Before his opera Voodoo premiered at the Palm Garden on West 52nd Street on September 10, 1928, African-American composer Harry Lawrence Freeman received a letter from the dancers in his show. “We your dancing girls,” the note said, “wish you a grand and glorious success.” Despite the dancers’ enthusiasm, the New York Times promptly dismissed Voodoo as a “naïve mélange of varied styles,” and the show was never produced again during Freeman’s lifetime.
You might say that Voodoo was hexed from the start. Freeman wrote the opera in 1914, the year that World War I began. He was forty-five years old and had composed eight operas, starting in 1893 with The Martyr, which was inspired by Richard Wagner.
That it took fourteen years for Freeman to get Voodoo produced was in keeping with the trials of an artist who received many rejection letters throughout his career.
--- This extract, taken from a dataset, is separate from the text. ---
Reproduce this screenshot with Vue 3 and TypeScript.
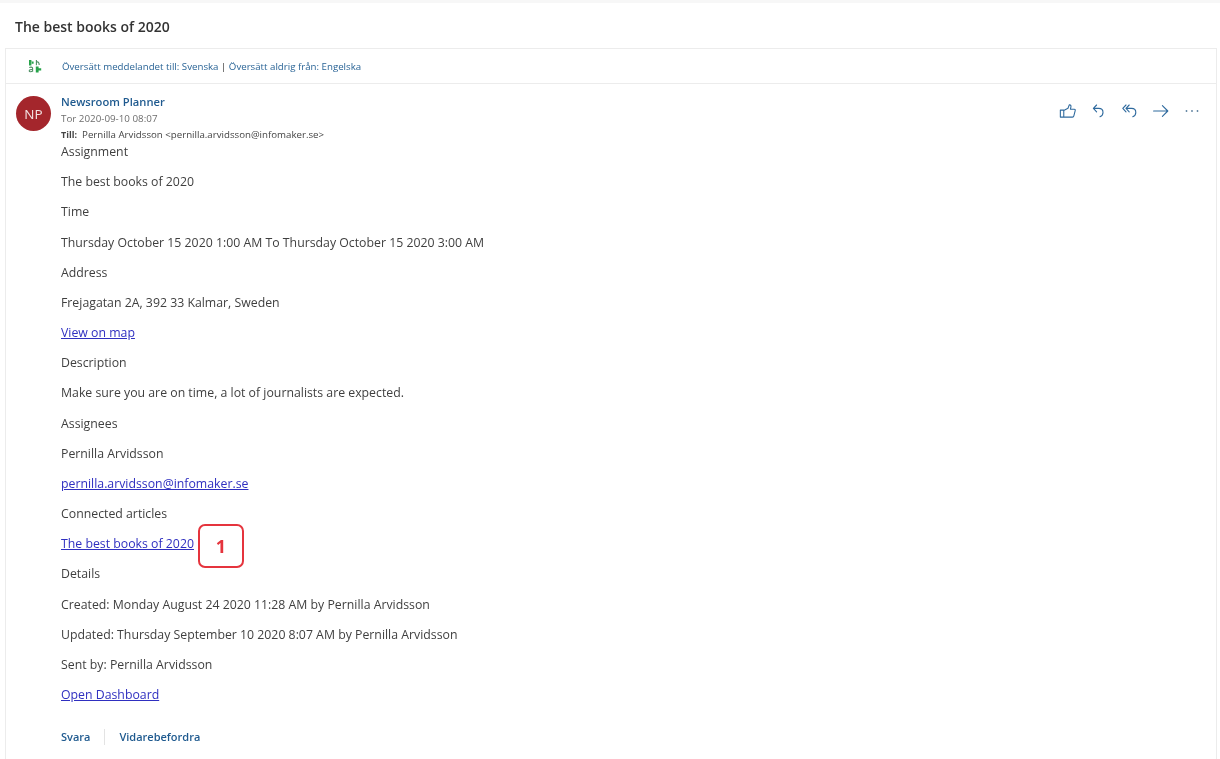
<script setup lang="ts">
interface Line { text: string; link?: boolean; mark?: string }
const lines: Line[] = [
  { text: 'Assignment' },
  { text: 'The best books of 2020' },
  { text: 'Time' },
  { text: 'Thursday October 15 2020 1:00 AM To Thursday October 15 2020 3:00 AM' },
  { text: 'Address' },
  { text: 'Frejagatan 2A, 392 33 Kalmar, Sweden' },
  { text: 'View on map', link: true },
  { text: 'Description' },
  { text: 'Make sure you are on time, a lot of journalists are expected.' },
  { text: 'Assignees' },
  { text: 'Pernilla Arvidsson' },
  { text: 'pernilla.arvidsson@infomaker.se', link: true },
  { text: 'Connected articles' },
  { text: 'The best books of 2020', link: true, mark: '1' },
  { text: 'Details' },
  { text: 'Created: Monday August 24 2020 11:28 AM by Pernilla Arvidsson' },
  { text: 'Updated: Thursday September 10 2020 8:07 AM by Pernilla Arvidsson' },
  { text: 'Sent by: Pernilla Arvidsson' },
  { text: 'Open Dashboard', link: true },
]
</script>

<template>
  <div class="page">
    <div class="topstrip"></div>
    <h1 class="subject">The best books of 2020</h1>
    <section class="card">
      <div class="translate">
        <svg class="tr-icon" width="14" height="14" viewBox="0 0 14 14">
          <path d="M1 1h2.4v1.6h2.2v2.2H3.4v1.8H1z" fill="#27a34a" />
          <path d="M3.4 2.6v2.2" stroke="#fff" stroke-width=".5" />
          <path d="M8.4 1v5.2M8.4 3c1.8-.6 2.8.4 2.8 3" fill="none" stroke="#4d8f63" stroke-width="1.1" />
          <path d="M1.4 8.8c.7-1 3.2-1 3.2.5v3.5M4.6 10.6c-2.3-.3-3.4.5-3.4 1.3 0 1.1 2.3 1.1 3.4 0" fill="none" stroke="#4d8f63" stroke-width="1.1" />
          <path d="M7.8 7.4h2.8v1.8h2.6v2.4h-2.6v1.8H7.8z" fill="#27a34a" />
        </svg>
        <span class="tr-text">Översätt meddelandet till: Svenska <span class="tr-sep">|</span> Översätt aldrig från: Engelska</span>
      </div>
      <div class="message">
        <div class="avatar">NP</div>
        <div class="content">
          <div class="head">
            <div class="meta">
              <div class="sender">Newsroom Planner</div>
              <div class="date">Tor 2020-09-10 08:07</div>
              <div class="to"><b class="till">Till:</b>&nbsp; Pernilla Arvidsson &lt;pernilla.arvidsson@infomaker.se&gt;</div>
            </div>
            <div class="actions">
              <svg width="18" height="18" viewBox="0 0 20 20" fill="none" stroke="#2f6a9e" stroke-width="1.2" stroke-linejoin="round" stroke-linecap="round">
                <path d="M1.5 9h3.8v7.8H1.5zM5.3 9.4 10 7l1.4-3.8c1.6-.3 2.2 1 1.8 2.4L12.7 8H17c.9 0 1.2.7 1 1.5l-1.5 6c-.2.9-.8 1.3-1.5 1.3H5.3" />
              </svg>
              <svg width="18" height="18" viewBox="0 0 18 18" fill="none" stroke="#2f6a9e" stroke-width="1.1" stroke-linecap="round" stroke-linejoin="round">
                <path d="M6.6 3 3.4 6.4l3.2 3.4M3.4 6.4h5.4c2.6 0 4.2 1.8 4.2 4 0 2.2-1.3 3.6-3 4.4" />
              </svg>
              <svg width="18" height="18" viewBox="0 0 18 18" fill="none" stroke="#2f6a9e" stroke-width="1.1" stroke-linecap="round" stroke-linejoin="round">
                <path d="M5 3 1.8 6.4 5 9.8M8.2 3 5 6.4l3.2 3.4M5 6.4h5.6c2.6 0 4.2 1.8 4.2 4 0 2.2-1.3 3.6-3 4.4" />
              </svg>
              <svg width="18" height="18" viewBox="0 0 18 18" fill="none" stroke="#2f6a9e" stroke-width="1.1" stroke-linecap="round" stroke-linejoin="round">
                <path d="M1.6 9h14M10.4 3.6 15.8 9l-5.4 5.4" />
              </svg>
              <svg width="18" height="18" viewBox="0 0 18 18" fill="#5b7f9e">
                <circle cx="3.5" cy="9" r=".9" /><circle cx="9" cy="9" r=".9" /><circle cx="14.5" cy="9" r=".9" />
              </svg>
            </div>
          </div>
          <div class="body">
            <p v-for="(l, i) in lines" :key="i" class="line">
              <a v-if="l.link" href="#" class="link">{{ l.text }}</a>
              <template v-else>{{ l.text }}</template>
              <span v-if="l.mark" class="callout">{{ l.mark }}</span>
            </p>
          </div>
          <div class="reply">
            <span class="reply-btn first">Svara</span>
            <span class="reply-btn">Vidarebefordra</span>
          </div>
        </div>
      </div>
    </section>
  </div>
</template>

<style>
html, body { margin: 0; background: #fff; overflow: hidden; }
</style>

<style scoped>
.page {
  width: 1220px;
  height: 759px;
  overflow: hidden;
  font-family: "Open Sans", "Noto Sans", sans-serif;
  color: #323130;
  background: #fff;
  box-sizing: border-box;
  filter: blur(0.3px);
}
.topstrip { height: 3px; background: #f7f7f7; }
.subject {
  margin: 0;
  padding: 14px 0 12px 15px;
  font-size: 14px;
  line-height: 19px;
  font-weight: 600;
  color: #333;
}
.card {
  margin: 0 3px 0 5px;
  border: 1px solid #ececec;
  height: 760px;
  box-sizing: border-box;
}
.translate {
  display: flex;
  align-items: center;
  height: 34px;
  border-bottom: 1px solid #ececec;
  padding-left: 22px;
}
.tr-icon { flex: none; }
.tr-text {
  margin-left: 20px;
  padding-top: 1px;
  font-size: 9.7px;
  color: #2a6496;
}
.tr-sep { color: #333; }
.message { display: flex; padding: 12px 0 0 10px; }
.avatar {
  flex: none;
  width: 35px;
  height: 35px;
  border-radius: 50%;
  background: #a4262c;
  color: #f3e4e4;
  font-size: 13.5px;
  font-weight: 400;
  display: flex;
  align-items: center;
  justify-content: center;
}
.content { flex: 1; margin-left: 10px; min-width: 0; }
.head { display: flex; justify-content: space-between; }
.sender { font-size: 11.2px; line-height: 15px; font-weight: 600; color: #1f5a8f; margin-top: -2px; }
.date { font-size: 9.8px; line-height: 14px; color: #6e6e6e; margin-top: 3px; }
.to { font-size: 9.7px; line-height: 14px; color: #444; margin-top: 2px; }
.till { font-weight: 700; font-size: 9px; }
.actions { display: flex; gap: 13px; padding: 6px 15px 0 0; }
.body { margin-top: 1px; }
.line {
  margin: 0 0 12px;
  font-size: 12.3px;
  line-height: 18.17px;
  color: #3f3f3f;
  display: flex;
  align-items: center;
  position: relative;
}
.link { color: #2f2fc0; text-decoration: underline; }
.callout {
  position: absolute;
  left: 137px;
  top: -11px;
  width: 46px;
  height: 44px;
  box-sizing: border-box;
  border: 2px solid #e5343d;
  border-radius: 7px;
  background: #fff;
  color: #e5343d;
  font-weight: 700;
  font-size: 18px;
  display: flex;
  align-items: center;
  justify-content: center;
}
.reply { display: flex; align-items: center; margin-top: 25px; }
.reply-btn { font-size: 11px; line-height: 16px; font-weight: 600; color: #1f5a8f; }
.reply-btn.first { padding-right: 14px; margin-right: 14px; border-right: 1px solid #e3e3e3; }
</style>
The first of several from the Metropolitan Opera came in August of 1935 — almost two decades before a black singer would ever set foot on its stage.
Freeman may not have realized all of his ambitions, but he was a well-known figure in the Harlem Renaissance. By 1920, the “colored Wagner,” as he came to be known, had collaborated with composer Scott Joplin, founded the Negro Grand Opera Company, and opened the Freeman School of Music in Harlem, where he produced some of his own shows. When he died in 1954, he had written more than twenty operas, most of which were unpublished and unrecorded.
But for Freeman’s story, this is more a fermata than a tragic end. In 2007, the Freeman family donated his papers — original scores, family photos, and letters — to Columbia’s Rare Book and Manuscript Library, where they fell into the hands of graduate student Annie Holt ’14GSAS. Now the executive artistic director of the Morningside Opera, Holt, along with the Harlem Opera Theater and the Harlem Chamber Players, was determined to resurrect Freeman’s work.
This summer, the Morningside Opera staged a two-night revival of Voodoo at Columbia’s Miller Theatre. Set on a Louisiana plantation during Reconstruction, the melodramatic tale follows Lolo, a plantation worker turned voodoo priestess, whose love interest, Mando, falls for another woman, Cleota. Strong soprano leads and slow melodies build intensity and anticipation as the love triangle develops.
As he did for most of his operas, Freeman wrote both Voodoo’s music and its libretto. He cleverly combines spirituals and hints of ragtime with more traditional operatic sounds, reflecting both his musical training and his immersion in the culture of his time.
Freeman’s career may have been tumultuous, but his creative drive never wavered, from the moment he first saw Wagner’s Tannhäuser in Denver in 1892, when he was eighteen. He later recalled how the performance changed him:
When I retired that night I could not sleep, as the music was a revelation to me and I was stirred by strange emotions. At five o’clock in the morning, I arose, and seating myself at the piano, composed my first piece. Every day thereafter for two hundred days I composed a new song.